March 14, 2019 23:16:00
California’s Governor has halted the death penalty, saying he is deeply troubled by the possibility of executing an innocent person even though the state’s voters have repeatedly backed capital punishment.
- There have been no executions in California in the past 13 years
- Mr Newsom says he made the move because he anticipated the state would resume executions
- Republicans condemned the Governor’s action, saying it offended the families of victims
Gavin Newsom was convinced by statistics suggesting that possibly dozens of the 737 inmates on the state’s death row were innocent.
California has not held an execution since 2006, but appeared to be moving towards resuming them.
“I couldn’t sleep at night,” Mr Newsom said.
“Do we have the right to kill? I don’t believe we do.”
In signing an executive order that granted reprieve to death row inmates and closing the state’s execution chamber, Mr Newsom waded into treacherous political territory.
He said he had anticipated that within a month he would have been asked to sign off on a new protocol for administering lethal injections to death row inmates, clearing the way for executions to begin again.
In addition, he said, 25 of the state’s death row inmates had exhausted all of their appeals, meaning they would be in line for execution.
Republicans lash out
On the campaign trail just last year, Mr Newsom said he would respect the voters’ will regarding the death penalty.
But on Wednesday he said that abstract idea faded as he was personally faced with the possibility of signing death warrants.
He pointed to recent successful efforts to free inmates who were wrongly convicted, saying that roughly one in 25 felons were later found to be innocent.
With 737 inmates on death row, that equated to a possible 30 who are innocent, he said, adding that of the 25 who had exhausted their appeals, one could be innocent.
Republicans condemned the action on Wednesday (local time), saying Mr Newsom’s move was an offence to the families of victims of gruesome crimes.
US President Donald Trump tweeted his displeasure, calling the 737 inmates on death row “stone-cold killers”, and adding he wasn’t pleased.
Shawn Steele, a Californian representative on the Republican National Committee, said the GOP would likely use the moratorium in upcoming campaigns against Mr Newsom and other Democrats.
“He’s putting his party in a bad spot,” Mr Steele said.
Ellen Kreitzberg, a death penalty expert and opponent at Santa Clara University law school in California, welcomed Mr Newsom’s move.

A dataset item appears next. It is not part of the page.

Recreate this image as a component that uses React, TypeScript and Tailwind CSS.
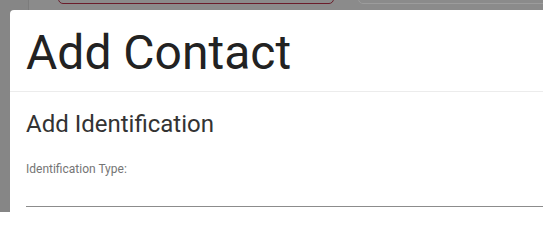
export default function App() {
  return (
    <div className="relative h-[212px] w-[543px] overflow-hidden bg-[#8b8b8b] font-['Roboto',sans-serif]">
      {/* page behind the backdrop */}
      <div className="absolute left-0 top-0 h-full w-[29px] border-r border-[#7c7c7c] bg-[#868686]" />
      <div className="absolute left-[58px] top-[-30px] h-[34px] w-[276px] rounded-[5px] border border-[#6b1d2b]" />
      <div className="absolute left-[358px] top-[-30px] h-[34px] w-[220px] rounded-[5px] border border-[#9c9c9c]" />

      {/* modal */}
      <div className="absolute left-[10px] top-[10px] right-[-20px] bottom-[-60px] flex flex-col rounded-tl-[4px] bg-white">
        <div className="border-b border-[#ececec] px-4 pt-[15px] pb-[10px]">
          <h1 className="text-[48px] leading-[56px] font-normal text-[#222]">Add Contact</h1>
        </div>
        <div className="flex flex-col px-4 pt-[18px]">
          <h2 className="text-[24px] leading-[28px] font-normal text-[#333]">Add Identification</h2>
          <label className="mt-[23px] block text-[12px] leading-[16px] font-normal text-[#757575]">
            Identification Type:
          </label>
          <div className="h-[30px] border-b border-[#8c8c8c]" />
        </div>
      </div>
    </div>
  );
}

Mr Newsom does not have the power to overturn California’s death penalty law, Ms Kreitzberg said, but he can refuse to sign any death warrants and can commute death sentences to life imprisonment.
“The moral leadership the Governor is showing puts us in line with other countries and other states in terms of abolishing the death penalty,” she said.
State senator Nancy Skinner, a Democrat from Berkeley who supported Mr Newsom’s move, said there could be a backlash.
“But I think that even people who support the death penalty don’t want us to execute an innocent person,” she said.
No death row inmates will be released under the order.
Despite California’s liberal reputation and growing unease with the death penalty, voters have repeatedly repudiated efforts to abolish it.
As recently as 2016, a measure to abolish the death penalty failed, and another, aimed at speeding up executions, passed.